Incluso cuando reniegan de la política, los hijos de los presidentes han sufrido el escarnio público cuando asoman la cabeza. Sus eventuales pecados se vuelven más visibles por el apellido. Sabiendo todo eso, llama la atención que el presidente Andrés Manuel López Obrador haya permitido e incluso promovido que sus hijos se expongan a la metralla verbal.

El caso más reciente es el de Gonzalo López Beltrán, a quien dio un “cargo honorífico” –según reconoció el propio mandatario en su mañanera del viernes–, supervisando las obras del Tren Interoceánico, a pesar de que al principio de su gobierno, en junio de 2019, expidió un memorándum pidiendo a todos los funcionarios del gobierno federal no permitir gestiones de sus familiares y amigos. Es más, instruyó a sus subalternos: “en el caso de mis familiares, ni siquiera contestarles el teléfono”.

El caso explotó la tarde del jueves, cuando, horas después de que la virtual presidenta electa, Claudia Sheinbaum, diera a conocer la tercera tanda de los integrantes de su gabinete, fue visitada en su casa de transición por López Beltrán, supuestamente para felicitarla, más de un mes después de que ella ganara los comicios del 2 de junio.

Al día siguiente, López Obrador negó que su hijo estuviese interesado en ser parte del próximo gobierno, cosa que confirmó Sheinbaum. Será una buena decisión si eso se concreta. Es decir, que ni Gonzalo ni ninguno de los hijos del presidente López Obrador tengan función, oficial o informal, en el próximo gobierno. La historia nos dice que los mexicanos no lo verían con buenos ojos. 

El caso también nos recuerda la manera en la que el expresidente Plutarco Elías Calles impuso a su hijo Rodolfo en el primer gabinete del presidente Lázaro Cárdenas, casualmente en la entonces Secretaría de Comunicaciones y Obras Públicas, cuyas tareas abarcaban áreas en las que tenía intereses económicos la familia del general sonorense.

Fito, como se le conocía, presumía que a él se le había ocurrido que Cárdenas fuera el cuarto de la lista de Los Peleles, es decir, los presidentes que respondían a las órdenes de su padre, el Jefe Máximo de la Revolución. Sin embargo, Cárdenas no aceptó ese papel y cambió su gabinete en junio de 1935, meses antes de enviar a Calles al exilio.  

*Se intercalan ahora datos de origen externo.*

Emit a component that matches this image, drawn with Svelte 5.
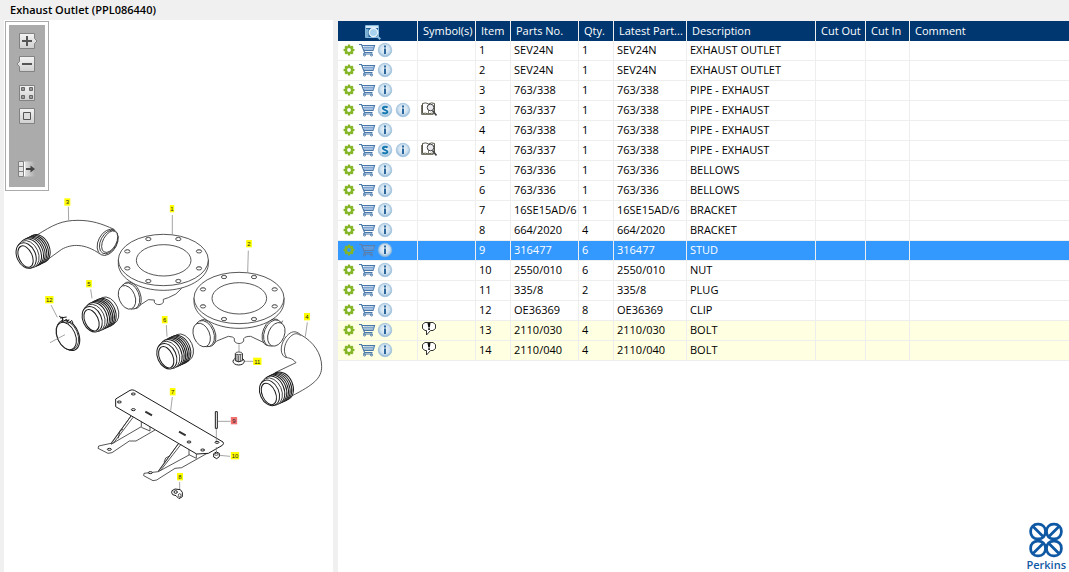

Dicho episodio, junto con la visita del hijo a Sheinbaum, hizo que me viniera a la memoria un relato reciente que hicieron tanto el presidente López Obrador como su sucesora: el ofrecimiento de ella a él de que si se aburre en su finca de Palenque o si sucede “algo grave” en el país, “como una guerra”, el tabasqueño pudiera volver a la vida pública el próximo sexenio, como hizo Cárdenas en el gobierno de su sucesor. 

Sin embargo, en su libro El jefe de la banda, mi compañero de páginas José Elías Romero Apis nos recuerda que Cárdenas no llegó al gabinete de Manuel Ávila Camacho como secretario de la Defensa porque estuviera aburrido, sino para derribar la idea de un golpe militar, que galopaba sobre el lomo del estado de excepción decretado a raíz de la Segunda Guerra Mundial.